Und so bekam die Frau meines Vaters auf ihre alten Tage ihr erstes Fußballspiel in voller Länge zu sehen. Dante identifizierte sie als „dirty player“, Großkreutz als „very handsome“ und über Marco Reus meinte sie: „If I were a teenager, I’d have a big poster of him on my wall.“ Erstaunlicherweise erkannte sie aus welchen Gründen auch immer, daß der BVB wohl einen überragenden Trainer haben müsse, wenngleich der mal rasieren solle. „Why aren’t you screaming“ kläffte sie mich an, als Weidenfeller wiederholt stark parierte.
Mein Vater genoss das Spiel in vollen Zügen und erzählte mir den Rest des Tages immer wieder, dass mein Team einen exzellenten Auftritt gehabt habe.
Ein Resümee haben mittlerweile andere Fans mit starken Worten geliefert.

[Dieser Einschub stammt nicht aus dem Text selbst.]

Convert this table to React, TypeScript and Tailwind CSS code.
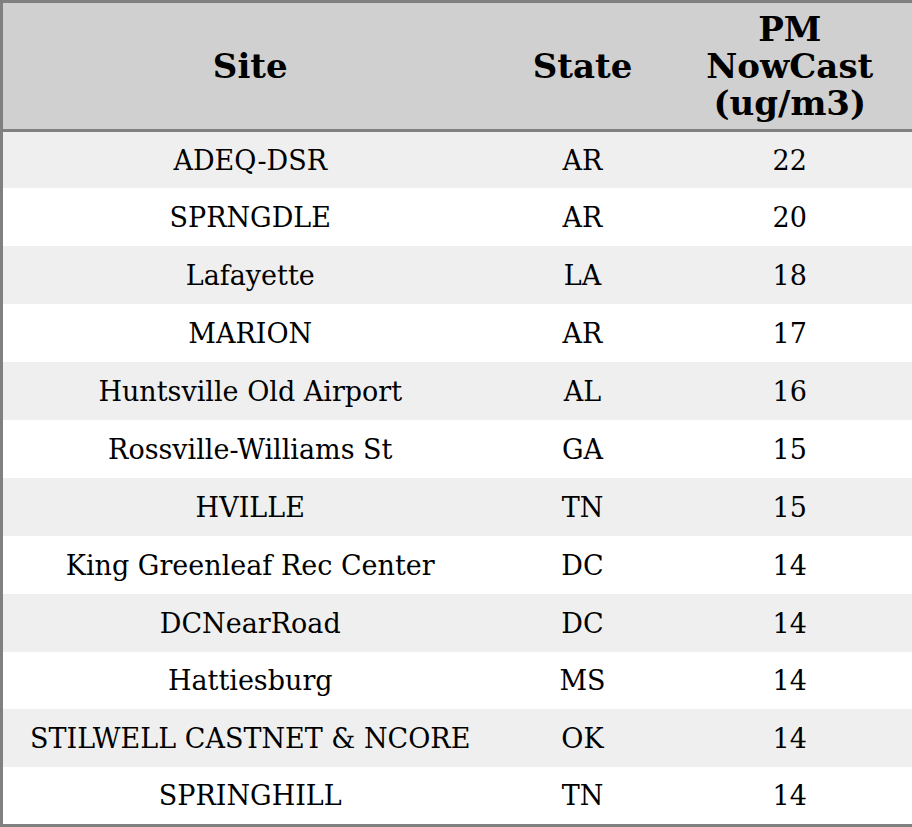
const rows: [string, string, number][] = [
  ['ADEQ-DSR', 'AR', 22],
  ['SPRNGDLE', 'AR', 20],
  ['Lafayette', 'LA', 18],
  ['MARION', 'AR', 17],
  ['Huntsville Old Airport', 'AL', 16],
  ['Rossville-Williams St', 'GA', 15],
  ['HVILLE', 'TN', 15],
  ['King Greenleaf Rec Center', 'DC', 14],
  ['DCNearRoad', 'DC', 14],
  ['Hattiesburg', 'MS', 14],
  ['STILWELL CASTNET & NCORE', 'OK', 14],
  ['SPRINGHILL', 'TN', 14],
];

export default function App() {
  return (
    <div className="w-[912px] h-[827px] bg-white font-['DejaVu_Serif',serif] text-black">
      <table className="w-[912px] table-fixed border-collapse border-[3px] border-[#808080]">
        <colgroup>
          <col className="w-[496px]" />
          <col className="w-[170px]" />
          <col className="w-[246px]" />
        </colgroup>
        <thead>
          <tr className="h-[129px] bg-[#d0d0d0] border-b-[3px] border-[#808080]">
            <th className="text-[34px] font-bold leading-[37px] text-center p-0">Site</th>
            <th className="text-[34px] font-bold leading-[37px] text-center p-0">State</th>
            <th className="text-[34px] font-bold leading-[37px] text-center p-0">
              PM
              <br />
              NowCast
              <br />
              (ug/m3)
            </th>
          </tr>
        </thead>
        <tbody>
          {rows.map(([site, state, value], i) => (
            <tr key={i} className={i % 2 === 0 ? 'h-[57.9px] bg-[#efefef]' : 'h-[57.9px] bg-white'}>
              <td className="text-[27px] leading-[32px] text-center p-0 pt-[2px]">{site}</td>
              <td className="text-[27px] leading-[32px] text-center p-0 pt-[2px]">{state}</td>
              <td className="text-[27px] leading-[32px] text-center p-0 pt-[2px]">{value}</td>
            </tr>
          ))}
        </tbody>
      </table>
    </div>
  );
}
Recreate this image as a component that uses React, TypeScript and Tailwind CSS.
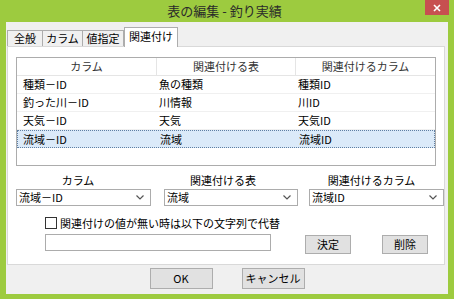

Ich kann kann mich nur nochmal bei der Mannschaft für diese tolle Saison bedanken – und dafür kann ich mich gar nicht genug bedanken. Mein Dank auch nochmal an Tom, aufgrund dessen Initiative ich beim Gruppenspiel in Madrid gewesen bin. Und natürlich an Paul und Bernd, mit denen ich immer wieder im Westfalenstadion war, zum Beispiel auch beim legendären Rückspiel gegen Malaga. Eine Saison, von der ich immer erzählen werde.